I recently fell in love with a story about a great piece of American art.
And it's about a guy named Bob Rauschenberg.
He was a young artist, and he went to go visit his idol.
You know, he really loved this guy and he was totally terrified.
He was so nervous that he was clutching a bottle of Jack Daniels for liquid courage.
And the truth is: he actually wasn't just visiting.
He was visiting Bill de Kooning to ask for something.
He wanted one of Bill de Kooning's drawings.
You see, Bill de Kooning, he was a dumb guy, he knew exactly what Rauschenberg was up to,
because Rauschenberg had recently been experimenting with his own art.
He had been creating these drawings and then erasing them.
But that wasn't enough for Bob Rauschenberg,
because Bob Rauschenberg didn't want to just erase his own art, he wanted to erase the art of his hero.
So de Kooning obliged but he took his time,
and he tortured the young artist as he wandered around his studio in search of the perfect drawing.
He didn't want to just give him a random drawing.
He wanted it to be something really great, something that he really loved.
And he finally settled on a drawing that was very, very hard to erase.
It was comprised of layers of lead and charcoal.

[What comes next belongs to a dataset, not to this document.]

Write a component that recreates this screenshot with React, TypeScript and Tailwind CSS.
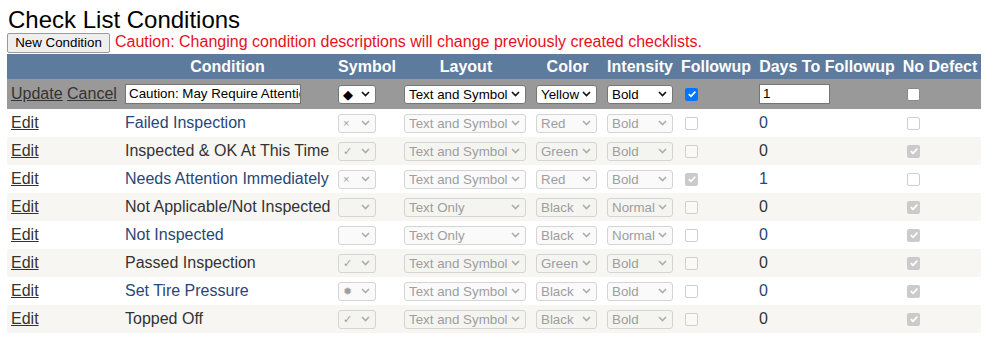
import React from 'react';

type Row = {
    name: string;
    sym: string;
    layout: string;
    color: string;
    intensity: string;
    followup: boolean;
    days: string;
    noDefect: boolean;
};

const rows: Row[] = [
    { name: 'Failed Inspection', sym: '×', layout: 'Text and Symbol', color: 'Red', intensity: 'Bold', followup: false, days: '0', noDefect: false },
    { name: 'Inspected & OK At This Time', sym: '✓', layout: 'Text and Symbol', color: 'Green', intensity: 'Bold', followup: false, days: '0', noDefect: true },
    { name: 'Needs Attention Immediately', sym: '×', layout: 'Text and Symbol', color: 'Red', intensity: 'Bold', followup: true, days: '1', noDefect: false },
    { name: 'Not Applicable/Not Inspected', sym: '', layout: 'Text Only', color: 'Black', intensity: 'Normal', followup: false, days: '0', noDefect: true },
    { name: 'Not Inspected', sym: '', layout: 'Text Only', color: 'Black', intensity: 'Normal', followup: false, days: '0', noDefect: true },
    { name: 'Passed Inspection', sym: '✓', layout: 'Text and Symbol', color: 'Green', intensity: 'Bold', followup: false, days: '0', noDefect: true },
    { name: 'Set Tire Pressure', sym: '✹', layout: 'Text and Symbol', color: 'Black', intensity: 'Bold', followup: false, days: '0', noDefect: true },
    { name: 'Topped Off', sym: '✓', layout: 'Text and Symbol', color: 'Black', intensity: 'Bold', followup: false, days: '0', noDefect: true },
];

const Chevron = ({ disabled }: { disabled?: boolean }) => (
    <svg width="9" height="6" viewBox="0 0 9 6" className="shrink-0 ml-[2px] mr-[5px]">
        <path d="M1 1 L4.5 4.5 L8 1" fill="none" stroke={disabled ? '#adadad' : '#111'} strokeWidth="1.6" />
    </svg>
);

const Select = ({ value, width, disabled, small }: { value: string; width: string; disabled?: boolean; small?: boolean }) => (
    <div
        className={`${width} h-[19px] flex items-center rounded-[3px] border ${
            disabled ? 'border-[#d4d4d4] bg-[rgba(239,239,239,0.3)] text-[#9e9e9e]' : 'border-[#767676] bg-white text-black'
        }`}
    >
        <span className={`flex-1 overflow-hidden whitespace-nowrap ${small ? 'text-[11px] leading-[13px] pl-[4px]' : 'text-[13.33px] leading-[15px] pl-[4px]'}`}>
            {value}
        </span>
        <Chevron disabled={disabled} />
    </div>
);

const Check = ({ checked, disabled }: { checked: boolean; disabled?: boolean }) => {
    if (checked) {
        return (
            <div className={`ml-[4px] w-[13px] h-[13px] rounded-[2px] flex items-center justify-center ${disabled ? 'bg-[#cbcbcb]' : 'bg-[#0075ff]'}`}>
                <svg width="10" height="10" viewBox="0 0 10 10">
                    <path d="M1.8 5.2 L4 7.3 L8.3 2.6" fill="none" stroke="white" strokeWidth="1.7" />
                </svg>
            </div>
        );
    }
    return (
        <div
            className={`ml-[4px] w-[13px] h-[13px] rounded-[2px] border ${
                disabled ? 'border-[#cfcfcf] bg-[rgba(255,255,255,0.4)]' : 'border-[#8a8a8a] bg-white'
            }`}
        />
    );
};

const TextBox = ({ value, width }: { value: string; width: string }) => (
    <div className={`${width} h-[20px] border border-[#767676] bg-white px-[3px] overflow-hidden whitespace-nowrap text-[13.33px] leading-[18px] text-black`}>
        {value}
    </div>
);

export default function App() {
    const headers = ['', 'Condition', 'Symbol', 'Layout', 'Color', 'Intensity', 'Followup', 'Days To Followup', 'No Defect'];

    return (
        <div className="w-[993px] h-[345px] bg-white pl-[7px] font-['Liberation_Sans',Arial,sans-serif] text-black">
            <div className="pt-[6px] pl-[1px] text-[24px] leading-[27px]">Check List Conditions</div>
            <div className="h-[21px] flex items-start">
                <button className="w-[103px] h-[20px] rounded-[2px] border border-[#9a9a9a] bg-[#efefef] text-[13.33px] leading-[16px] text-black">
                    New Condition
                </button>
                <span className="ml-[5px] text-[16px] leading-[18px] text-[#e8101c]">
                    Caution: Changing condition descriptions will change previously created checklists.
                </span>
            </div>

            <table className="table-fixed border-collapse w-[974px] text-[16px]">
                <colgroup>
                    <col className="w-[114px]" />
                    <col className="w-[213px]" />
                    <col className="w-[66px]" />
                    <col className="w-[132px]" />
                    <col className="w-[71px]" />
                    <col className="w-[74px]" />
                    <col className="w-[78px]" />
                    <col className="w-[144px]" />
                    <col className="w-[82px]" />
                </colgroup>
                <thead>
                    <tr className="h-[25px] bg-[#5d7b9d] text-white">
                        {headers.map((h, i) => (
                            <th key={i} className="px-[2px] text-center font-bold leading-[18px] whitespace-nowrap">
                                {h}
                            </th>
                        ))}
                    </tr>
                </thead>
                <tbody>
                    <tr className="h-[30px] bg-[#999999] text-[#333333]">
                        <td className="pl-[4px] whitespace-nowrap">
                            <span className="underline">Update</span> <span className="underline">Cancel</span>
                        </td>
                        <td className="pl-[4px]">
                            <TextBox value="Caution: May Require Attention" width="w-[176px]" />
                        </td>
                        <td className="pl-[4px]">
                            <Select value="◆" width="w-[38px]" />
                        </td>
                        <td className="pl-[4px]">
                            <Select value="Text and Symbol" width="w-[122px]" />
                        </td>
                        <td className="pl-[4px]">
                            <Select value="Yellow" width="w-[61px]" />
                        </td>
                        <td className="pl-[4px]">
                            <Select value="Bold" width="w-[66px]" />
                        </td>
                        <td className="pl-[4px]">
                            <Check checked />
                        </td>
                        <td className="pl-[4px]">
                            <TextBox value="1" width="w-[71px]" />
                        </td>
                        <td className="pl-[4px]">
                            <Check checked={false} />
                        </td>
                    </tr>
                    {rows.map((r, i) => (
                        <tr key={r.name} className={`h-[28px] ${i % 2 === 0 ? 'bg-white text-[#284775]' : 'bg-[#f7f6f3] text-[#333333]'}`}>
                            <td className="pl-[4px] leading-[18px]">
                                <span className="underline text-[#333333]">Edit</span>
                            </td>
                            <td className="pl-[4px] leading-[18px] whitespace-nowrap">{r.name}</td>
                            <td className="pl-[4px]">
                                <Select value={r.sym} width="w-[38px]" disabled small />
                            </td>
                            <td className="pl-[4px]">
                                <Select value={r.layout} width="w-[122px]" disabled />
                            </td>
                            <td className="pl-[4px]">
                                <Select value={r.color} width="w-[61px]" disabled />
                            </td>
                            <td className="pl-[4px]">
                                <Select value={r.intensity} width="w-[66px]" disabled />
                            </td>
                            <td className="pl-[4px]">
                                <Check checked={r.followup} disabled />
                            </td>
                            <td className="pl-[4px] leading-[18px]">{r.days}</td>
                            <td className="pl-[4px]">
                                <Check checked={r.noDefect} disabled />
                            </td>
                        </tr>
                    ))}
                </tbody>
            </table>
        </div>
    );
}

And he generously gave it to Bob Rauschenberg.
According to Bob, it took nearly two months to erase the drawing.
But it was Jasper Johns who came along and framed it and he gave that drawing a title, called "Erased de Kooning by Bob Rauschenberg."
It was Jasper Johns who recognized that in the process of erasing de Kooning's work,
Bob Rauschenberg had actually created something new, his own new work of art.